Para desafogar suas frustrações, Eleanor Tattersfield começou a distribuir cartões-postais em branco para clientes em janeiro com o endereço da sua papelaria, Marby & Elm no bairro londrino de Islington, escrito de um lado e espaço em branco do outro para o seu "segredo de confinamento".
"Achei que seria ótimo, em pleno confinamento, ter uma válvula de escape para este ano estranho", explica à AFP.
Foi um sucesso imediato: recebeu mais de 300 cartões em seis semanas.

Agora, alguns cobrem uma mesa inteira na loja. Outros estão bem armazenados em caixas.
"Não esperava que o projeto atingisse essa magnitude", diz Tattersfield, surpresa com a criatividade demonstrada pelos clientes na elaboração das mensagens.
Muitos dos cartões parecem obras de arte em miniatura, decorados com colagens, lantejoulas e glitter. Mas o mais impressionante são as mensagens escritas, sejam elas reconfortantes, engraçadas ou, às vezes, perturbadoras.
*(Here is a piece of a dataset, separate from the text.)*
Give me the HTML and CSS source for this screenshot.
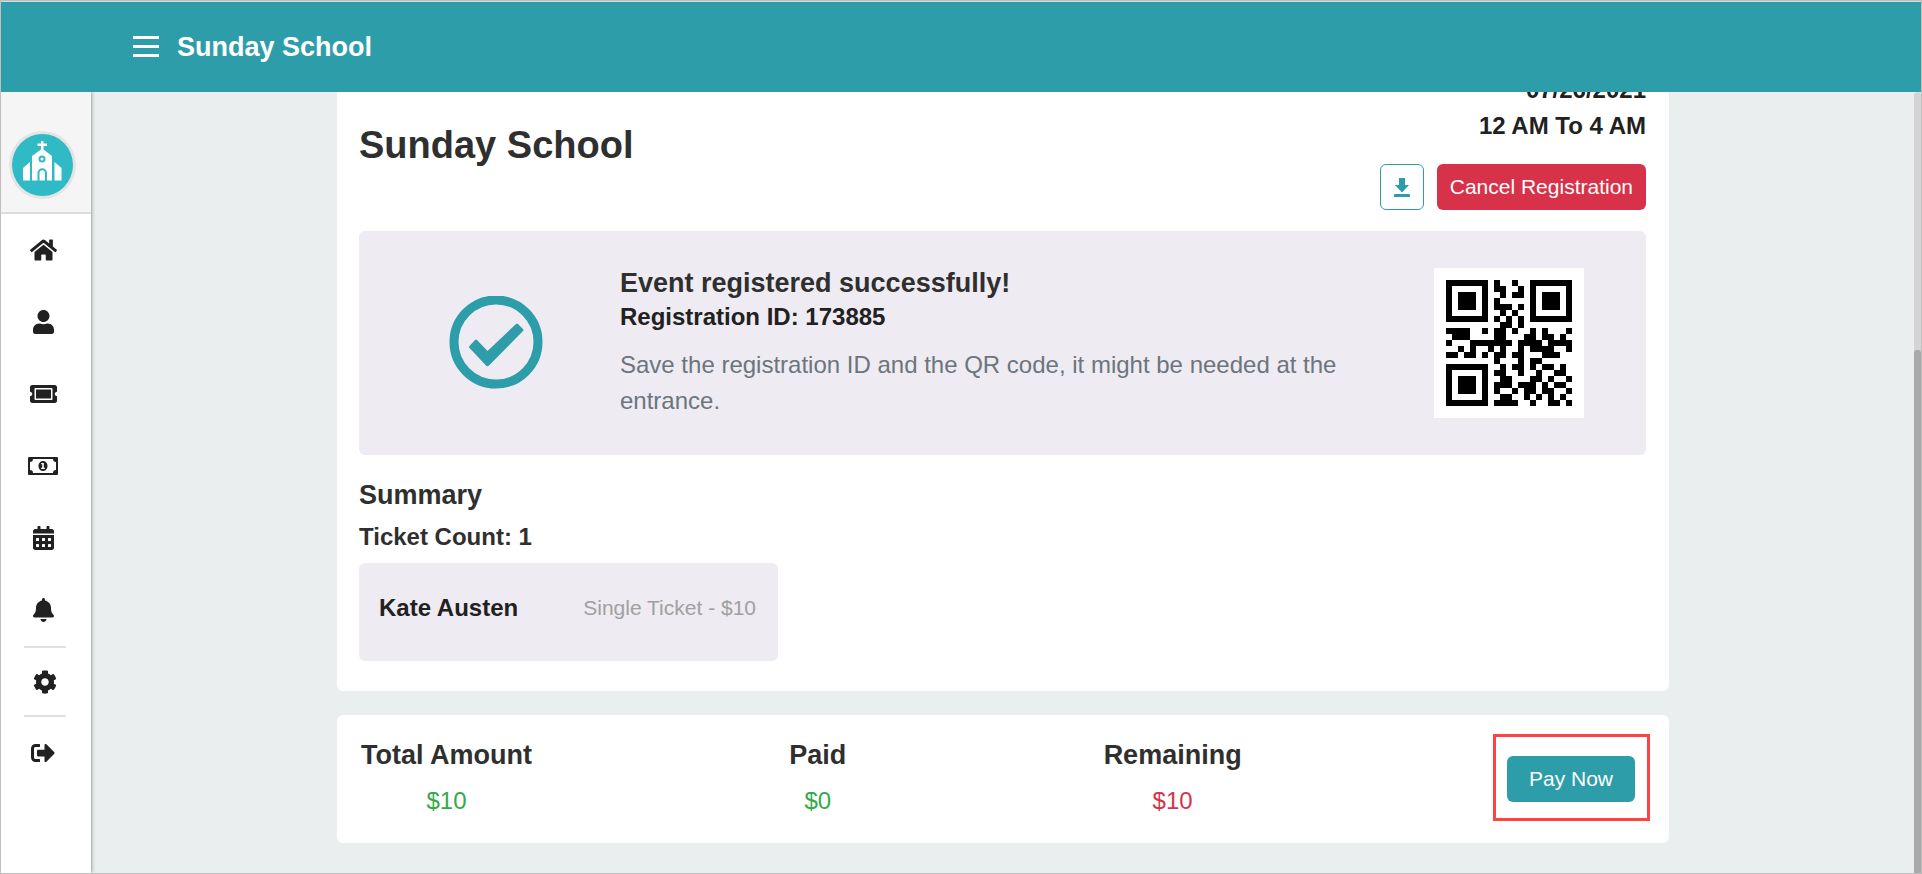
FILE: index.html
```html
<!DOCTYPE html>
<html lang="en">
<head>
    <meta charset="UTF-8">
    <meta name="viewport" content="width=device-width, initial-scale=1.0">
    <title>Sunday School</title>
    <link rel="stylesheet" href="styles.css">
</head>
<body>
    <header class="topbar">
        <button class="menu-button" aria-label="Menu"><span></span><span></span><span></span></button>
        <a class="brand" href="#">Sunday School</a>
    </header>
    <div class="layout">
        <aside class="sidebar">
            <div class="profile">
                <a class="avatar" href="#" aria-label="Church">
                    <svg viewBox="0 0 61 62" width="61" height="62">
                        <g fill="#fff">
                            <path d="M29 7h2.500v2.500h3.500v2.500h-3.500v3.500L40 22v24.500h-5V39a4.700 4.700 0 0 0-9.500 0v7.500h-5.500V22L29 15.500V12h-3.500V9.500H29z"/>
                            <path d="M18 28v18.500h-7V34zM42.500 28v18.500h7V34zM27.500 46.500V39a2.700 2.700 0 0 1 5.500 0v7.500z"/>
                        </g>
                        <circle cx="30" cy="25" r="2.500" fill="#fff" stroke="#30bac6" stroke-width="2"/>
                    </svg>
                </a>
            </div>
            <nav class="side-nav">
                <a href="#" aria-label="Home"><svg viewBox="0 0 576 512" width="27" height="24"><path d="M280.370 148.260L96 300.110V464a16 16 0 0 0 16 16l112.060-.29a16 16 0 0 0 15.920-16V368a16 16 0 0 1 16-16h64a16 16 0 0 1 16 16v95.640a16 16 0 0 0 16 16.050L464 480a16 16 0 0 0 16-16V300L295.670 148.260a12.190 12.190 0 0 0-15.300 0zM571.600 251.470L488 182.560V44.050a12 12 0 0 0-12-12h-56a12 12 0 0 0-12 12v72.610L318.470 43a48 48 0 0 0-61 0L4.340 251.470a12 12 0 0 0-1.600 16.900l25.500 31A12 12 0 0 0 45.150 301l235.220-193.740a12.190 12.190 0 0 1 15.300 0L530.900 301a12 12 0 0 0 16.900-1.600l25.500-31a12 12 0 0 0-1.700-16.930z"/></svg></a>
                <a href="#" aria-label="Members"><svg viewBox="0 0 448 512" width="21" height="24"><path d="M224 256c70.700 0 128-57.300 128-128S294.700 0 224 0 96 57.300 96 128s57.300 128 128 128zm89.600 32h-16.700c-22.200 10.200-46.900 16-72.900 16s-50.600-5.800-72.900-16h-16.700C60.200 288 0 348.200 0 422.400V464c0 26.500 21.500 48 48 48h352c26.500 0 48-21.500 48-48v-41.600c0-74.200-60.200-134.400-134.400-134.400z"/></svg></a>
                <a href="#" aria-label="Tickets"><svg viewBox="0 0 576 512" width="27" height="24"><path d="M128 160h320v192H128V160zm400 96c0 26.510 21.490 48 48 48v96c0 26.510-21.490 48-48 48H48c-26.510 0-48-21.490-48-48v-96c26.510 0 48-21.490 48-48s-21.490-48-48-48v-96c0-26.510 21.490-48 48-48h480c26.510 0 48 21.490 48 48v96c-26.510 0-48 21.490-48 48zm-48-104c0-13.255-10.745-24-24-24H120c-13.255 0-24 10.745-24 24v208c0 13.255 10.745 24 24 24h336c13.255 0 24-10.745 24-24V152z"/></svg></a>
                <a href="#" aria-label="Payments"><svg viewBox="0 0 30 24" width="30" height="24"><path fill-rule="evenodd" d="M1 3h28a1 1 0 0 1 1 1v16a1 1 0 0 1-1 1H1a1 1 0 0 1-1-1V4a1 1 0 0 1 1-1zM5 5a3 3 0 0 1-3 3v8a3 3 0 0 1 3 3h20a3 3 0 0 1 3-3V8a3 3 0 0 1-3-3zM15 7c2.600 0 4.500 2.200 4.500 5s-1.900 5-4.500 5-4.500-2.200-4.500-5 1.900-5 4.500-5zM13.200 9v1.300h1v3.400h-1V15h3.600v-1.300h-1V9z"/></svg></a>
                <a href="#" aria-label="Calendar"><svg viewBox="0 0 448 512" width="21" height="24"><path d="M0 464c0 26.500 21.500 48 48 48h352c26.500 0 48-21.500 48-48V192H0v272zm320-196c0-6.600 5.400-12 12-12h40c6.600 0 12 5.400 12 12v40c0 6.600-5.400 12-12 12h-40c-6.600 0-12-5.400-12-12v-40zm0 128c0-6.600 5.400-12 12-12h40c6.600 0 12 5.400 12 12v40c0 6.600-5.400 12-12 12h-40c-6.600 0-12-5.400-12-12v-40zM192 268c0-6.600 5.400-12 12-12h40c6.600 0 12 5.400 12 12v40c0 6.600-5.400 12-12 12h-40c-6.600 0-12-5.400-12-12v-40zm0 128c0-6.600 5.400-12 12-12h40c6.600 0 12 5.400 12 12v40c0 6.600-5.400 12-12 12h-40c-6.600 0-12-5.400-12-12v-40zM64 268c0-6.600 5.400-12 12-12h40c6.600 0 12 5.400 12 12v40c0 6.600-5.400 12-12 12H76c-6.600 0-12-5.400-12-12v-40zm0 128c0-6.600 5.400-12 12-12h40c6.600 0 12 5.400 12 12v40c0 6.600-5.400 12-12 12H76c-6.600 0-12-5.400-12-12v-40zM400 64h-48V16c0-8.800-7.200-16-16-16h-32c-8.800 0-16 7.200-16 16v48H160V16c0-8.800-7.200-16-16-16h-32c-8.800 0-16 7.200-16 16v48H48C21.500 64 0 85.500 0 112v48h448v-48c0-26.500-21.500-48-48-48z"/></svg></a>
                <a href="#" aria-label="Notifications"><svg viewBox="0 0 448 512" width="21" height="24"><path d="M224 512c35.320 0 63.970-28.650 63.970-64H160.030c0 35.350 28.650 64 63.970 64zm215.390-149.710c-19.320-20.760-55.470-51.990-55.470-154.290 0-77.700-54.480-139.900-127.940-155.160V32c0-17.670-14.320-32-31.980-32s-31.980 14.330-31.980 32v20.840C118.560 68.100 64.080 130.300 64.080 208c0 102.300-36.150 133.530-55.470 154.290-6 6.450-8.660 14.160-8.610 21.710.11 16.400 12.980 32 32.100 32h383.800c19.120 0 32-15.600 32.100-32 .05-7.550-2.610-15.270-8.610-21.710z"/></svg></a>
                <div class="settings">
                    <a href="#" aria-label="Settings"><svg viewBox="0 0 512 512" width="24" height="24"><path d="M487.400 315.700l-42.600-24.600c4.300-23.200 4.300-47 0-70.200l42.600-24.600c4.900-2.800 7.100-8.600 5.500-14-11.100-35.600-30-67.800-54.700-94.600-3.800-4.100-10-5.100-14.800-2.300L380.800 110c-17.900-15.400-38.500-27.300-60.800-35.100V25.800c0-5.600-3.900-10.500-9.400-11.700-36.700-8.200-74.300-7.800-109.200 0-5.500 1.200-9.400 6.100-9.400 11.700V75c-22.200 7.900-42.800 19.800-60.800 35.100L88.700 85.500c-4.900-2.800-11-1.900-14.800 2.300-24.700 26.700-43.600 58.900-54.700 94.600-1.700 5.400.6 11.200 5.500 14L67.300 221c-4.300 23.200-4.300 47 0 70.200l-42.600 24.600c-4.900 2.800-7.100 8.600-5.500 14 11.100 35.600 30 67.800 54.700 94.600 3.800 4.100 10 5.100 14.800 2.300l42.600-24.600c17.900 15.400 38.500 27.300 60.800 35.100v49.200c0 5.600 3.900 10.500 9.400 11.700 36.700 8.200 74.300 7.800 109.200 0 5.500-1.200 9.400-6.100 9.400-11.700v-49.200c22.200-7.900 42.800-19.800 60.800-35.100l42.600 24.600c4.900 2.800 11 1.900 14.800-2.300 24.700-26.700 43.600-58.900 54.700-94.600 1.500-5.500-.7-11.300-5.600-14.100zM256 336c-44.100 0-80-35.900-80-80s35.900-80 80-80 80 35.900 80 80-35.900 80-80 80z"/></svg></a>
                </div>
                <a href="#" aria-label="Log out"><svg viewBox="0 0 512 512" width="24" height="24"><path d="M497 273L329 441c-15 15-41 4.500-41-17v-96H152c-13.300 0-24-10.700-24-24v-96c0-13.300 10.700-24 24-24h136V88c0-21.400 25.900-32 41-17l168 168c9.300 9.400 9.300 24.600 0 34zM192 436v-40c0-6.600-5.400-12-12-12H96c-17.700 0-32-14.300-32-32V160c0-17.700 14.300-32 32-32h84c6.600 0 12-5.400 12-12V76c0-6.600-5.400-12-12-12H96c-53 0-96 43-96 96v192c0 53 43 96 96 96h84c6.600 0 12-5.400 12-12z"/></svg></a>
            </nav>
        </aside>
        <main class="content">
            <section class="card event-card">
                <div class="event-header">
                    <h1>Sunday School</h1>
                    <div class="event-info">
                        <p class="event-date">07/26/2021</p>
                        <p class="event-date">12 AM To 4 AM</p>
                        <div class="event-actions">
                            <button class="btn btn-outline" aria-label="Download">
                                <svg viewBox="0 0 16 19" width="16" height="19"><path d="M5 0h6v7h4L8 14.500 1 7h4zM1 16h14a1 1 0 0 1 1 1v2H0v-2a1 1 0 0 1 1-1z"/></svg>
                            </button>
                            <button class="btn btn-danger">Cancel Registration</button>
                        </div>
                    </div>
                </div>
                <div class="success-box">
                    <div class="success-icon">
                        <svg viewBox="0 0 94 94" width="94" height="94">
                            <circle cx="47" cy="46" r="42" fill="none" stroke="#2d9daa" stroke-width="9"/>
                            <path d="M67 28q1-1 2 0l5 5q1 1 0 2L40 69.500q-1.500 1.500-3 0L20.500 52q-1-1 0-2l5.500-6q1-1 2 0l10.500 11z" fill="#2d9daa"/>
                        </svg>
                    </div>
                    <div class="success-text">
                        <h2>Event registered successfully!</h2>
                        <p class="registration-id">Registration ID: 173885</p>
                        <p class="note">Save the registration ID and the QR code, it might be needed at the entrance.</p>
                    </div>
                    <svg class="qr-code" id="qr-code" viewBox="0 0 25 25" width="150" height="150" role="img" aria-label="QR code" shape-rendering="crispEdges"></svg>
                </div>
                <div class="summary">
                    <h2>Summary</h2>
                    <h3>Ticket Count: 1</h3>
                    <div class="ticket">
                        <span class="ticket-name">Kate Austen</span>
                        <span class="ticket-type">Single Ticket - $10</span>
                    </div>
                </div>
            </section>
            <section class="card payment-card">
                <div class="amount">
                    <h2>Total Amount</h2>
                    <p class="green">$10</p>
                </div>
                <div class="amount">
                    <h2>Paid</h2>
                    <p class="green">$0</p>
                </div>
                <div class="amount">
                    <h2>Remaining</h2>
                    <p class="red">$10</p>
                </div>
                <div class="pay">
                    <button class="btn btn-primary">Pay Now</button>
                </div>
            </section>
        </main>
        <div class="scrollbar"><div class="scrollbar-thumb"></div></div>
    </div>
    <script src="qr.js"></script>
</body>
</html>
```
FILE: styles.css
```css
* {
    box-sizing: border-box;
}
body {
    display: flex;
    flex-direction: column;
    height: 100vh;
    margin: 0;
    border: 1px solid #bfbfbf;
    overflow: hidden;
    background-color: #eaeeef;
    color: #212121;
    font-family: "Liberation Sans", Arial, sans-serif;
    font-size: 24px;
    line-height: 36px;
}
h1, h2, h3, p {
    margin: 0;
}
h1, h2, h3 {
    color: #2f2f2f;
}
h1 {
    margin-top: 8px;
    font-size: 38px;
    line-height: 46px;
}
h2 {
    font-size: 27px;
    line-height: 36px;
}
h3 {
    font-size: 24px;
    line-height: 36px;
}
.topbar {
    display: flex;
    align-items: center;
    gap: 18px;
    height: 91px;
    flex-shrink: 0;
    padding: 0 132px 1px;
    border-top: 1px solid #d5dcde;
    background-color: #2d9daa;
    z-index: 1;
}
.menu-button {
    display: flex;
    flex-direction: column;
    gap: 6px;
    width: 26px;
    padding: 0;
    border: none;
    background: none;
    cursor: pointer;
}
.menu-button span {
    height: 3px;
    background-color: white;
}
.brand {
    color: white;
    font-size: 27px;
    font-weight: bold;
    text-decoration: none;
}
.layout {
    display: flex;
    flex: 1;
    min-height: 0;
}
.sidebar {
    width: 90px;
    flex-shrink: 0;
    background-color: white;
    box-shadow: 0 0 4px rgba(0, 0, 0, 0.5);
}
.profile {
    padding: 39px 8px 13px;
    border-bottom: 2px solid #dcdcdc;
    background-color: #f5f5f5;
}
.avatar {
    display: block;
    width: 67px;
    height: 68px;
    border: 3px solid #e4e4e4;
    border-radius: 50%;
    background-color: #30bac6;
}
.avatar svg {
    display: block;
}
.side-nav {
    display: flex;
    flex-direction: column;
    align-items: center;
    padding-right: 6px;
}
.side-nav a {
    display: flex;
    align-items: center;
    justify-content: center;
    width: 42px;
    height: 72px;
    fill: #212121;
}
.settings {
    margin-left: 4px;
    border-top: 2px solid #dfdfdf;
    border-bottom: 2px solid #dfdfdf;
}
.side-nav .settings a {
    height: 67px;
}
.content {
    display: flex;
    flex: 1;
    flex-direction: column;
    justify-content: flex-end;
    gap: 24px;
    padding: 0 245px 30px 246px;
    overflow: hidden;
}
.card {
    flex-shrink: 0;
    border-radius: 6px;
    background-color: white;
}
.event-card {
    padding: 22px 23px 30px 22px;
}
.event-header {
    display: flex;
    justify-content: space-between;
    align-items: center;
    margin-bottom: 21px;
}
.event-info {
    text-align: right;
}
.event-date {
    font-weight: bold;
}
.event-actions {
    display: flex;
    justify-content: flex-end;
    gap: 13px;
    margin-top: 20px;
}
.btn {
    height: 46px;
    padding: 0 12px;
    border: 1px solid transparent;
    border-radius: 6px;
    color: white;
    font-family: inherit;
    font-size: 21px;
    cursor: pointer;
}
.btn svg {
    display: block;
}
.btn-outline {
    padding: 0 13px;
    border-color: #2d9daa;
    background-color: white;
    fill: #2d9daa;
}
.btn-danger {
    background-color: #d73249;
}
.btn-primary {
    padding: 0 21px;
    background-color: #2d9daa;
}
.success-box {
    display: grid;
    grid-template-columns: 261px 1fr 150px;
    align-items: center;
    height: 224px;
    padding-right: 62px;
    border-radius: 6px;
    background-color: #eeebf2;
}
.success-icon {
    padding-left: 90px;
}
.success-icon svg,
.qr-code {
    display: block;
}
.success-text {
    padding: 0 80px 2px 0;
}
.registration-id {
    font-weight: bold;
    line-height: 32px;
}
.note {
    margin-top: 14px;
    color: #6c757d;
}
.qr-code {
    background-color: white;
}
.summary {
    padding-top: 22px;
}
.summary h3 {
    margin: 6px 0 8px;
}
.ticket {
    display: flex;
    justify-content: space-between;
    max-width: 419px;
    height: 98px;
    padding: 27px 22px 0 20px;
    border-radius: 6px;
    background-color: #eeebf2;
}
.ticket-name {
    font-weight: bold;
}
.ticket-type {
    color: #a0a0a0;
    font-size: 21px;
}
.payment-card {
    display: flex;
    justify-content: space-between;
    padding: 22px 34px 24px 24px;
}
.amount {
    text-align: center;
}
.amount p {
    margin-top: 10px;
}
.green {
    color: #35a84c;
}
.red {
    color: #d73249;
}
.pay {
    position: relative;
    align-self: flex-start;
    margin: 19px 0 0 8px;
    line-height: 0;
}
/* highlight frame around the button */
.pay::before {
    content: "";
    position: absolute;
    inset: -22px -15px -19px -14px;
    border: 3px solid #ff4242;
    pointer-events: none;
}
.pay .btn {
    display: block;
}
.scrollbar {
    width: 7px;
    flex-shrink: 0;
    padding-top: 258px;
    border-radius: 4px 4px 0 0;
    background-color: #d5d3d4;
}
.scrollbar-thumb {
    height: 100%;
    border-radius: 3px 3px 0 0;
    background-color: #aaa8a8;
}
```
FILE: qr.js
```js
const modules = [
    '#######.#..#..#######',
    '#.....#.##..#.#.....#',
    '#.###.#..#.##.#.###.#',
    '#.###.#.#.....#.###.#',
    '#.###.#.###.#.#.###.#',
    '#.....#..#.#..#.....#',
    '#######.#.#.#.#######',
    '.........##.#........',
    '####..#.##.#..#.#...#',
    '.###....##...##.##.#.',
    '#...#######.####.####',
    '..#.#..#.#..#.####..#',
    '##.##.#.##.##...###..',
    '........#...#.##.....',
    '#######..#.##.#.##.#.',
    '#.....#.##..#..#..##.',
    '#.###.#..##...##.#..#',
    '#.###.#.###.###.#.##.',
    '#.###.#.#..#.##.##..#',
    '#.....#..##..#.#.#.#.',
    '#######.####..#..##.#'
];

let cells = '';
modules.forEach((row, y) => {
    [...row].forEach((cell, x) => {
        if (cell === '#') {
            cells += `<rect x="${x + 2}" y="${y + 2}" width="1" height="1"/>`;
        }
    });
});
document.getElementById('qr-code').innerHTML = cells;
```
De acordo com Eleanor, que desenhou os cartões, os tópicos mais comuns são sexo, masturbação, sogros, pelos corporais, hábitos alimentares estranhos e chamadas de videoconferência.
Mas, à medida que o confinamento se arrastava, - terceiro no Reino Unido - começou a notar uma apreensão sobre a reabertura, um "medo de abrir-se".
"Não quero sair do confinamento", reconhece alguém num cartão-postal, enquanto outro diz: "Sinto muito, mas não sinto falta de nenhum de vocês".
Amores e tabus
Alguns confessam um amor em formação: o autor de um cartão explica que enviou uma carta a um "médico bastante atraente", enquanto um inquilino admite que deu ao "senhorio muito mais do que a renda durante o confinamento".
Uma mulher até admite ter sentido uma "atração imprópria" por Patrick Vallance, o principal conselheiro científico do governo que, com o seu ar de professor universitário, se tornou uma figura regular em conferências de imprensa na televisão ao lado do primeiro-ministro Boris Johnson.
Alguns amores reacenderam nesse período: "dei-me conta do quanto amo a minha esposa", diz uma mensagem.
Mas o confinamento também causou muitas ruturas. A autora de um cartão decorado com fotos de brinquedos sexuais explica que "não havia escolha a não ser melhorar as suas chances de prazer solitário" após o divórcio.

Algumas mensagens também quebram tabus, especialmente sobre laços familiares: "Papa sobreviveu ao coronavírus, mas eu teria preferido que não", escreveu alguém.
Outros cartões chegam a confessar atos ilegais, como a falsificação de "passagens de comboio por milhões de libras", ou a sugerir o pior: um cartão cor-de-rosa contém a lista dos dez mandamentos com cada um deles marcado como "feito" menos o sexto, "não matarás".
Tattersfield espera reunir todos esses cartões num livro e gostaria de apresentá-los numa exposição.
Garante que já recebeu várias ofertas de galerias. "Juntos, formam um fragmento formidável da história social", diz.
Vários grandes museus britânicos já estão a tentar documentar a era COVID-19 por meio de objetos do quotidiano.
O Museu de Londres, por exemplo, pediu aos visitantes que enviassem os seus sonhos e diários, enquanto o Museu Victoria and Albert publicou um blogue sobre a escassez de papel higiénico que ocorreu durante o primeiro confinamento.